EPISODE 7: "Chemistry Read"

Summary: We kind of lost the plot to this one but think it was something like, "Being single is awesome until it isn't."

We mapped: Victory Gardens Biograph Theater, Lincoln Station, the Book Cellar, Constellation Apartments and the lakefront.

Semi-stumped: We're 90 percent sure we spied the Adler Planetarium.

 Completely clueless: Where is this pool? We want to go to there.

EPISODE 8: "Hop Dreams"

Summary: Brewing beer isn't so cool anymore when you have to do it to make money (see: Episode 3).

We mapped: Revolution Brewery's Kedzie Avenue location, Dark Matter (again), Galt Baby and the Eisenhower Expressway. (Bonus points for appropriately filthy windshield.)

Strong suspicions: All clues — particularly dialogue that references the suburbs, a mall and Kohl's — point to this being Begyle Brewing's new Lincolnwood brewery.

Twice-stumped: The work of street artist Don't Fret (who also appears as himself) factors into episodes three and eight. Does this mural still exist?

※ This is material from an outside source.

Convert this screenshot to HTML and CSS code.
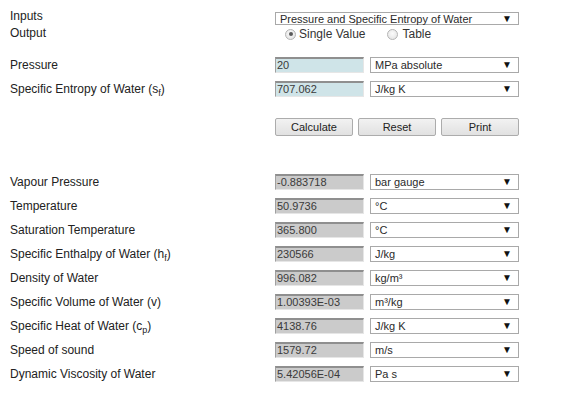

Stumped: This diner is driving us nuts. But at least we know who's sitting in the booth — that's "Hoop Dreams" star Arthur Agee.

Stumped: This industrial space may or not be another brewery under construction.

Art Imitates Life

Swanberg cast real business owners instead of people who just play them on TV. Appearing in "Easy" (clockwise): Tom Fencl, owner of the Davis Theater (red hard hat, dark jacket), Brian Hieggelke, New City editor; Gabriel Magliaro (left), owner of Half Acre brewery; Scott Wastyn of Oscar Wastyn Cycles; and Jesse Diaz, owner of Dark Matter.

"Obscurity" isn't a real book, but the art for the fake memoir was created by a real graphic novelist — Jeffrey Brown, best known for "Darth Vader and Son." Like his "Easy" doppelganger, Brown does most of his drawing at the neighborhood coffee shop, Beans & Bagels.

Swanberg didn't miss a trick. That "Taxonomy" poster on the wall is by Ravenswood illustrator Phil Thompson.